2 febbraio 2013

Torekvés, un sogno ad occhi aperti

Quando si parla di memoria, di storie e vicende da non dimenticare, non possiamo non citare la macchia indelebile dell'orrore fascista e di ciò che furono quei 7 anni di follia in cui i venti razzisti in Europa sconvolsero per sempre la nostra cultura.

Mio nonno ha fatto il militare in provincia di Ferrara. In quel periodo non c'era scelta, non potevi rifiutare di obbedire agli ordini, se non volevi conseguenze per te o per i tuoi cari. In uno dei racconti più leggeri del suo periodo emiliano, mi raccontava del grande Bologna del presidente Dall'Ara, quello degli scudetti, degli uruguaiani, di "Anzlein" Angelo Schiavio e dello "squadrone che tremare il mondo fa", in grado di spodestare gli inglesi dal dominio incontrastato del calcio. Grazie al libro di Matteo Marani, "Dallo scudetto ad Auschwitz" e grazie a questa piccola perla di televisione, firmata da Federico Buffa, ho conosciuto la storia di Arpad Weisz, grande giocatore ungherese, allenatore rivoluzionario e vincente, perseguitato per l'unico fatto di essere ebreo. La sua colpa, il suo marchio. 

E nonostante le vittorie, nonostante fosse l'allenatore di calcio più importante e vincente dell'epoca assieme a Vittorio Pozzo, nel giro di un anno, è passato dalle vittorie sul campo alla sconfitta della storia, un disastro umano, sociale e culturale: le leggi razziali

Finì dalla parte delle vittime: prima l'esilio, poi Auschwitz. 

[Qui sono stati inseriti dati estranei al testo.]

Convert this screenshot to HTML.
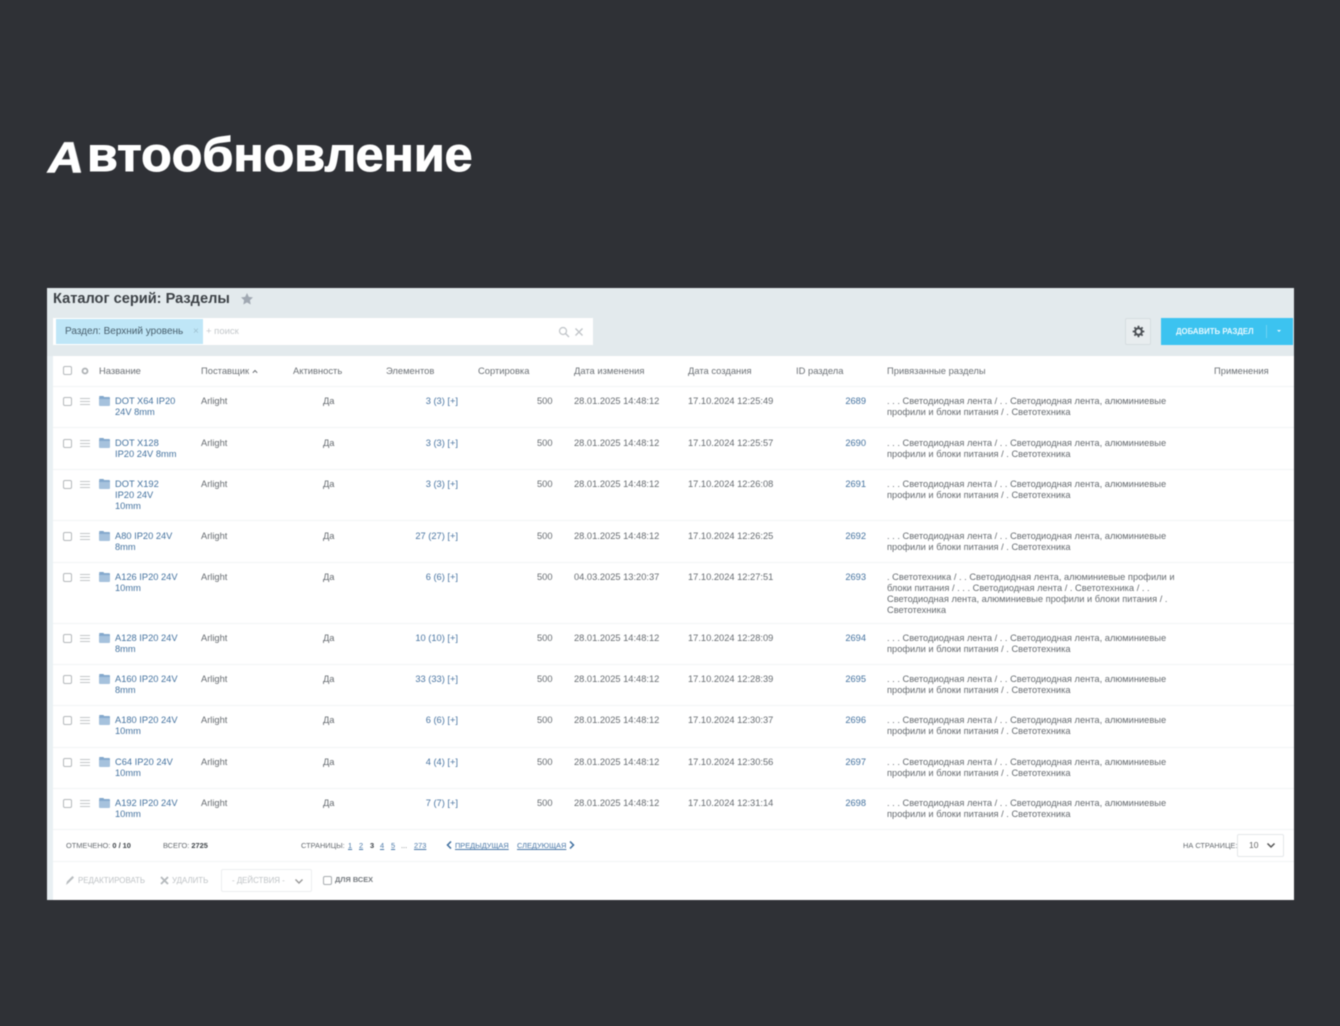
<!DOCTYPE html>
<html lang="ru"><head><meta charset="utf-8"><title>Автообновление</title>
<style>
*{box-sizing:border-box}
html,body{margin:0;padding:0;width:1340px;height:1026px;overflow:hidden;background:#2f3136}
body{position:relative;font-family:"Liberation Sans","Noto Sans CJK SC",sans-serif}
.title{position:absolute;font-weight:700;line-height:54px;color:#fff;white-space:nowrap;transform-origin:0 100%;-webkit-text-stroke:1px #fff;filter:blur(.4px)}
.panel{position:absolute;left:47px;top:288px;width:1247px;height:612px;background:#fff;overflow:hidden;filter:blur(.45px)}
.top{position:absolute;left:0;top:0;width:1247px;height:68px;background:#e3eaed}
.strip{position:absolute;left:0;top:68px;width:6px;height:544px;background:#e9f0f3}
.h1{position:absolute;left:6px;top:3px;font-size:14.6px;line-height:17px;font-weight:700;color:#3c4146;white-space:nowrap}
.search{position:absolute;left:6px;top:30px;width:540px;height:27px;background:#fff}
.tag{position:absolute;left:3px;top:1px;width:147px;height:25px;background:#bfe6f7;font-size:10px;line-height:25px;color:#49606e;padding-left:9px;white-space:nowrap}
.abs{position:absolute;white-space:nowrap}
.btn{position:absolute;left:1114px;top:30px;width:132px;height:27px;background:#3cc3f0;color:#e9f9ff;font-size:7.8px;font-weight:700;line-height:27px}
.gear{position:absolute;left:1078px;top:30px;width:26px;height:27px;background:#e8edef;border:1px solid #d6dde0;border-radius:2px}
.th{position:absolute;top:77px;font-size:9.4px;line-height:12px;color:#6c7176;white-space:nowrap}
.line{position:absolute;left:6px;width:1241px;height:1px;background:#f2f4f5}
.r{position:absolute;left:0;width:1247px;height:11px;font-size:9.3px;line-height:11px;color:#666b70}
.r>*{position:absolute;top:0;white-space:nowrap}
.cb{left:16px;top:1px!important;width:9px;height:9px;border:1px solid #b4b8bb;border-radius:2px;background:#fff}
.mn{left:33px;top:2px!important;width:10px;height:7px;border-top:1px solid #c3c6c9;border-bottom:1px solid #c3c6c9}
.mn:after{content:"";position:absolute;left:0;right:0;top:2px;height:1px;background:#c3c6c9}
.fd{left:52px;top:1px!important;width:11px;height:9px;background:linear-gradient(#86aace 0,#86aace 2px,#a6c2dd 2px);border-radius:1px}
.fd:before{content:"";position:absolute;left:0;top:-1px;width:5px;height:1px;background:#7ea4c9;border-radius:1px 1px 0 0}
.nm{left:68px;color:#44729f;line-height:11px;white-space:pre!important}
.sp{left:154px}.ac{left:276px}
.el{right:836px;color:#4a75a2}
.so{left:490px}.d1{left:527px}.d2{left:641px}
.id{right:428px;color:#44729f}
.ds{left:840px;white-space:pre!important;line-height:11px}
.ft{position:absolute;font-size:7.4px;line-height:10px;color:#666b70;white-space:nowrap}
.ft b{color:#3f4449}
.ft u{color:#4a78a8;margin-left:0}
</style></head><body>
<div class="title" style="left:44px;top:131px;font-size:43px;transform:scaleX(1.15) skewX(-8deg)">А</div>
<div class="title" style="left:87px;top:129px;font-size:48px;transform:scaleX(1.045)">втообновление</div>
<div class="panel">
<div class="top"></div><div class="strip"></div>
<div class="h1">Каталог серий: Разделы</div>
<svg class="abs" style="left:193px;top:4px" width="14" height="14" viewBox="0 0 14 14"><path d="M7 1l1.800 3.900 4.200.5-3.100 2.900.8 4.200L7 10.400 3.300 12.500l.8-4.200L1 5.400l4.200-.5z" fill="#a0a8b2"/></svg>
<div class="search"><div class="tag">Раздел: Верхний уровень<span class="abs" style="left:137px;top:0;color:#9fc0d0">×</span></div>
<span class="abs" style="left:153px;top:0;font-size:9.5px;line-height:27px;color:#c4c8cb">+ поиск</span>
<svg class="abs" style="left:505px;top:8px" width="12" height="12" viewBox="0 0 12 12"><circle cx="5" cy="5" r="3.500" fill="none" stroke="#c0c4c8" stroke-width="1.200"/><path d="M7.500 7.500L11 11" stroke="#c0c4c8" stroke-width="1.300"/></svg>
<svg class="abs" style="left:521px;top:9px" width="10" height="10" viewBox="0 0 10 10"><path d="M1.500 1.500l7 7M8.500 1.500l-7 7" stroke="#c0c4c8" stroke-width="1.300"/></svg></div>
<div class="gear"><svg class="abs" style="left:6px;top:6px" width="13" height="13" viewBox="0 0 13 13"><circle cx="6.500" cy="6.500" r="3.300" fill="none" stroke="#4a4f54" stroke-width="2"/><path d="M6.500.7v2M6.500 10.300v2M.7 6.500h2M10.300 6.500h2M2.400 2.400l1.400 1.400M9.200 9.200l1.400 1.400M2.400 10.600l1.400-1.400M9.200 3.800l1.400-1.400" stroke="#4a4f54" stroke-width="1.800"/></svg></div>
<div class="btn"><span class="abs" style="left:15px;top:0">ДОБАВИТЬ РАЗДЕЛ</span><span class="abs" style="left:105px;top:7px;width:1px;height:13px;background:#6fd3f4"></span><span class="abs" style="left:116px;top:12px;border:2.500px solid transparent;border-top-color:#e9f9ff"></span></div>

<div class="abs" style="left:16px;top:78px;width:9px;height:9px;border:1px solid #b4b8bb;border-radius:2px"></div>
<svg class="abs" style="left:33px;top:78px" width="10" height="10" viewBox="0 0 10 10"><circle cx="5" cy="5" r="2.500" fill="none" stroke="#aeb2b5" stroke-width="1.800"/></svg>
<div class="th" style="left:52px">Название</div>
<div class="th" style="left:154px">Поставщик <svg width="6" height="5" viewBox="0 0 6 5"><path d="M.8 3.800L3 1.500l2.200 2.300" fill="none" stroke="#6c7176" stroke-width="1"/></svg></div>
<div class="th" style="left:246px">Активность</div>
<div class="th" style="left:339px">Элементов</div>
<div class="th" style="left:431px">Сортировка</div>
<div class="th" style="left:527px">Дата изменения</div>
<div class="th" style="left:641px">Дата создания</div>
<div class="th" style="left:749px">ID раздела</div>
<div class="th" style="left:840px">Привязанные разделы</div>
<div class="th" style="left:1167px">Применения</div>

<div class="line" style="top:98px"></div>
<div class="line" style="top:139px"></div>
<div class="line" style="top:181px"></div>
<div class="line" style="top:232px"></div>
<div class="line" style="top:274px"></div>
<div class="line" style="top:335px"></div>
<div class="line" style="top:376px"></div>
<div class="line" style="top:417px"></div>
<div class="line" style="top:459px"></div>
<div class="line" style="top:500px"></div>
<div class="line" style="top:541px"></div>
<div class="line" style="top:573px"></div>

<div class="r" style="top:108px"><i class="cb"></i><i class="mn"></i><i class="fd"></i><span class="nm">DOT X64 IP20
24V 8mm</span><span class="sp">Arlight</span><span class="ac">Да</span><span class="el">3 (3) [+]</span><span class="so">500</span><span class="d1">28.01.2025 14:48:12</span><span class="d2">17.10.2024 12:25:49</span><span class="id">2689</span><span class="ds">. . . Светодиодная лента / . . Светодиодная лента, алюминиевые
профили и блоки питания / . Светотехника</span></div>

<div class="r" style="top:150px"><i class="cb"></i><i class="mn"></i><i class="fd"></i><span class="nm">DOT X128
IP20 24V 8mm</span><span class="sp">Arlight</span><span class="ac">Да</span><span class="el">3 (3) [+]</span><span class="so">500</span><span class="d1">28.01.2025 14:48:12</span><span class="d2">17.10.2024 12:25:57</span><span class="id">2690</span><span class="ds">. . . Светодиодная лента / . . Светодиодная лента, алюминиевые
профили и блоки питания / . Светотехника</span></div>

<div class="r" style="top:191px"><i class="cb"></i><i class="mn"></i><i class="fd"></i><span class="nm">DOT X192
IP20 24V
10mm</span><span class="sp">Arlight</span><span class="ac">Да</span><span class="el">3 (3) [+]</span><span class="so">500</span><span class="d1">28.01.2025 14:48:12</span><span class="d2">17.10.2024 12:26:08</span><span class="id">2691</span><span class="ds">. . . Светодиодная лента / . . Светодиодная лента, алюминиевые
профили и блоки питания / . Светотехника</span></div>

<div class="r" style="top:243px"><i class="cb"></i><i class="mn"></i><i class="fd"></i><span class="nm">A80 IP20 24V
8mm</span><span class="sp">Arlight</span><span class="ac">Да</span><span class="el">27 (27) [+]</span><span class="so">500</span><span class="d1">28.01.2025 14:48:12</span><span class="d2">17.10.2024 12:26:25</span><span class="id">2692</span><span class="ds">. . . Светодиодная лента / . . Светодиодная лента, алюминиевые
профили и блоки питания / . Светотехника</span></div>

<div class="r" style="top:284px"><i class="cb"></i><i class="mn"></i><i class="fd"></i><span class="nm">A126 IP20 24V
10mm</span><span class="sp">Arlight</span><span class="ac">Да</span><span class="el">6 (6) [+]</span><span class="so">500</span><span class="d1">04.03.2025 13:20:37</span><span class="d2">17.10.2024 12:27:51</span><span class="id">2693</span><span class="ds">. Светотехника / . . Светодиодная лента, алюминиевые профили и
блоки питания / . . . Светодиодная лента / . Светотехника / . .
Светодиодная лента, алюминиевые профили и блоки питания / .
Светотехника</span></div>

<div class="r" style="top:345px"><i class="cb"></i><i class="mn"></i><i class="fd"></i><span class="nm">A128 IP20 24V
8mm</span><span class="sp">Arlight</span><span class="ac">Да</span><span class="el">10 (10) [+]</span><span class="so">500</span><span class="d1">28.01.2025 14:48:12</span><span class="d2">17.10.2024 12:28:09</span><span class="id">2694</span><span class="ds">. . . Светодиодная лента / . . Светодиодная лента, алюминиевые
профили и блоки питания / . Светотехника</span></div>

<div class="r" style="top:386px"><i class="cb"></i><i class="mn"></i><i class="fd"></i><span class="nm">A160 IP20 24V
8mm</span><span class="sp">Arlight</span><span class="ac">Да</span><span class="el">33 (33) [+]</span><span class="so">500</span><span class="d1">28.01.2025 14:48:12</span><span class="d2">17.10.2024 12:28:39</span><span class="id">2695</span><span class="ds">. . . Светодиодная лента / . . Светодиодная лента, алюминиевые
профили и блоки питания / . Светотехника</span></div>

<div class="r" style="top:427px"><i class="cb"></i><i class="mn"></i><i class="fd"></i><span class="nm">A180 IP20 24V
10mm</span><span class="sp">Arlight</span><span class="ac">Да</span><span class="el">6 (6) [+]</span><span class="so">500</span><span class="d1">28.01.2025 14:48:12</span><span class="d2">17.10.2024 12:30:37</span><span class="id">2696</span><span class="ds">. . . Светодиодная лента / . . Светодиодная лента, алюминиевые
профили и блоки питания / . Светотехника</span></div>

<div class="r" style="top:469px"><i class="cb"></i><i class="mn"></i><i class="fd"></i><span class="nm">C64 IP20 24V
10mm</span><span class="sp">Arlight</span><span class="ac">Да</span><span class="el">4 (4) [+]</span><span class="so">500</span><span class="d1">28.01.2025 14:48:12</span><span class="d2">17.10.2024 12:30:56</span><span class="id">2697</span><span class="ds">. . . Светодиодная лента / . . Светодиодная лента, алюминиевые
профили и блоки питания / . Светотехника</span></div>

<div class="r" style="top:510px"><i class="cb"></i><i class="mn"></i><i class="fd"></i><span class="nm">A192 IP20 24V
10mm</span><span class="sp">Arlight</span><span class="ac">Да</span><span class="el">7 (7) [+]</span><span class="so">500</span><span class="d1">28.01.2025 14:48:12</span><span class="d2">17.10.2024 12:31:14</span><span class="id">2698</span><span class="ds">. . . Светодиодная лента / . . Светодиодная лента, алюминиевые
профили и блоки питания / . Светотехника</span></div>

<div class="ft" style="left:19px;top:553px">ОТМЕЧЕНО: <b>0 / 10</b></div>
<div class="ft" style="left:116px;top:553px">ВСЕГО: <b>2725</b></div>
<div class="ft" style="left:254px;top:553px">СТРАНИЦЫ:</div>
<div class="ft" style="left:301px;top:553px"><u>1</u></div>
<div class="ft" style="left:312px;top:553px"><u>2</u></div>
<div class="ft" style="left:323px;top:553px"><b>3</b></div>
<div class="ft" style="left:333px;top:553px"><u>4</u></div>
<div class="ft" style="left:344px;top:553px"><u>5</u></div>
<div class="ft" style="left:354px;top:553px">...</div>
<div class="ft" style="left:367px;top:553px"><u>273</u></div>
<svg class="abs" style="left:399px;top:553px" width="6" height="8" viewBox="0 0 6 8"><path d="M5 .5L1.500 4 5 7.500" fill="none" stroke="#3f6f9f" stroke-width="1.500"/></svg>
<div class="ft" style="left:408px;top:553px"><u>ПРЕДЫДУЩАЯ</u></div>
<div class="ft" style="left:470px;top:553px"><u>СЛЕДУЮЩАЯ</u></div>
<svg class="abs" style="left:522px;top:553px" width="6" height="8" viewBox="0 0 6 8"><path d="M1 .5L4.500 4 1 7.500" fill="none" stroke="#3f6f9f" stroke-width="1.500"/></svg>
<div class="ft" style="left:1136px;top:553px">НА СТРАНИЦЕ:</div>
<div class="abs" style="left:1190px;top:546px;width:47px;height:23px;border:1px solid #e4e7e9;border-radius:2px;font-size:8.500px;line-height:21px;color:#666;padding-left:11px">10<svg class="abs" style="left:28px;top:7px" width="10" height="7" viewBox="0 0 10 7"><path d="M1.500 1.500L5 5l3.500-3.500" fill="none" stroke="#555" stroke-width="1.500"/></svg></div>

<svg class="abs" style="left:18px;top:587px" width="10" height="11" viewBox="0 0 10 11"><path d="M1 10l1-3.500L7.500 1 9 2.500 3.500 8z" fill="#b8bcbf"/></svg>
<div class="ft" style="left:31px;top:588px;color:#bfc3c6;font-size:7.9px">РЕДАКТИРОВАТЬ</div>
<svg class="abs" style="left:113px;top:588px" width="9" height="9" viewBox="0 0 9 9"><path d="M1 1l7 7M8 1L1 8" stroke="#b4b8bb" stroke-width="1.800"/></svg>
<div class="ft" style="left:125px;top:588px;color:#bfc3c6;font-size:7.9px">УДАЛИТЬ</div>
<div class="abs" style="left:174px;top:581px;width:91px;height:23px;border:1px solid #eceef0;border-radius:2px;font-size:7.9px;line-height:21px;color:#bfc3c6;padding-left:10px">- ДЕЙСТВИЯ -<svg class="abs" style="left:72px;top:8px" width="10" height="7" viewBox="0 0 10 7"><path d="M1.500 1.500L5 5l3.500-3.500" fill="none" stroke="#999" stroke-width="1.400"/></svg></div>
<div class="abs" style="left:276px;top:588px;width:9px;height:9px;border:1px solid #a9adb1;border-radius:2px"></div>
<div class="ft" style="left:288px;top:587px;color:#74797e;font-weight:700">ДЛЯ ВСЕХ</div>
</div>
</body></html>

Così, ho avuto la possibilità di ricordare una storia smarrita per 50 anni. E credo non ci sia più grande tesoro da poter recuperare, tutti i giorni: assieme ai ricordi felici, soprattutto quelli infelici ci permettono oggi di definire meglio ciò che vogliamo non accada mai più. Mai più le mani sugli occhi, mai più sia possibile riabilitare il frutto di un'ideologia marcia, mai più sia possibile riavvicinare alle nostre menti quelle idee e quelle azioni che portarono un'intera generazione alla guerra, alla violenza, all'insensato torpore della ragione che ancora oggi ci tormenta.
E in fondo la dea Nike è come il gelo, è il filo conduttore di tutta questa storia, di una storia in cui la nostra cultura ha chiuso gli occhi per sette anni e si è dimenticata da dove proveniva: dal bacino del Mediterraneo di 2700 anni fa dove la Nike alata, assieme ad Atena, era onorata. E se non li avessimo chiusi quegli occhi probabilmente non sentireste questa storia, ma quella di Roberto Weisz, che aveva tenuto i contatti con i suoi amici dell'epoca. Sarebbe qui a raccontarci i segreti di suo padre, il grande Arpad, e ci avrebbe raccontato di come avrebbe vinto la stella, ma non quella grande e gialla, ma quella piccola, del decimo scudetto che inevitabilmente sarebbe arrivato. E invece siamo qui a farci delle domande che non possono avere risposta.
Federico Buffa è un giornalista e autore televisivo, telecronista sportivo e avvocato.  Un grande storyteller, se mi permettete. Matteo Marani è un giornalista sportivo. Nel 2007 il suo libro "Dallo scudetto ad Auschwitz", dedicato all'allenatore ebreo-ungherese Árpád Weisz, ha vinto il Premio per la letteratura sportiva di Chieti.  Torekves è la squadra di calcio dove Árpád Weisz è diventato celebre.  In ungherese significa "sogno ad occhi aperti". Mai più le mani sugli occhi.